Katya: I think I agree with everything else you wrote, except that "we all should succumb to the society and wear what they want not what feels comfy for us" in certain situations. Well, if you are talking about funerals and weddings, then yes, there is a particular dress code... but I do think that all dress codes are essentially oppressive. People should be able to wear whatever they want, as often as possible. I guess we've already come a long way though - it wasn't such a long time ago when it was considered horrendous for women to wear trousers!

lin: I couldn't agree with you more; I especially like your usage of terms like connecting and participation. The most important thing is to pick and choose what works for you, and it is always a work in progress. I really like the idea of the individual tapping into the world for influences, and in return, the individual influences the world and the way others might see it.

Darla: welcome to No Signposts in the Sea!

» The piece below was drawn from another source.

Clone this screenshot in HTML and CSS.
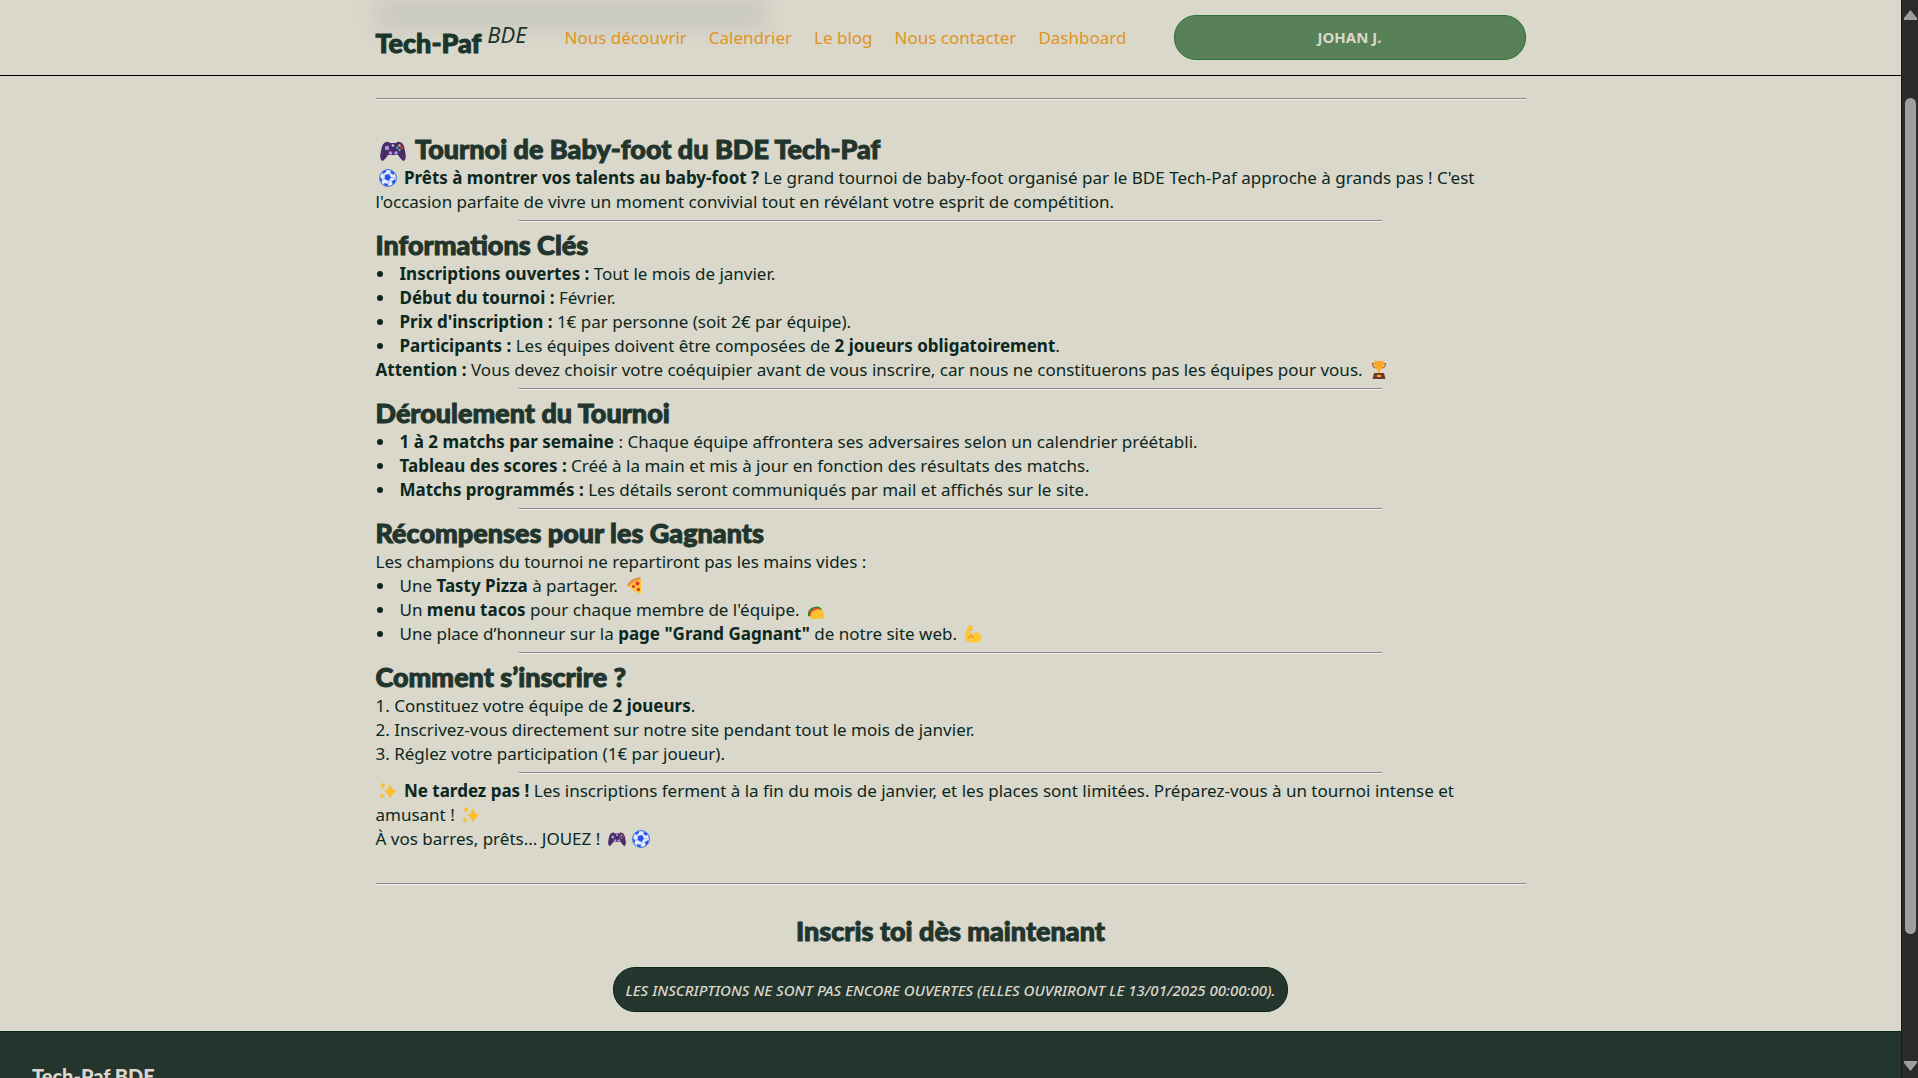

I loved this part of your comment: "Fashion is what's "in", style is about what you choose from what is available." Well said!

Terri: I don't *really* think that I am in a style rut; I guess I am just wondering where I'll be in the future if I keep feeling so comfortable in the clothes I have now. :) And oh my gosh, you are superbly stylish, Terri, and I LOVE how you always try new things and challenge yourself to wear different styles!!!

Charlotte Holmes said...

You've raised a good question, as usual, Waves. No one wants to be petrified in amber, and yet some things feel "right" even if they're a bit--or a lot--outdated. I think it's much harder to see the passe quality of decades you've actually lived through. My first jolt of this came when reading a student's short story, where a room was described as being "quintessentially 90s decor." I thought...what's that? Whereas if she'd said "50s decor," or even 60s, I'd have known.

In other words, the retro quality of your skirt didn't immediately hit me....

Shopping for eyeglasses the other day, I noticed that the huge 80s frames are back. On a young woman, I'm sure they'll look hip. On me, they'll look just like the frames I wore in the 80s, as if I'm in a time warp.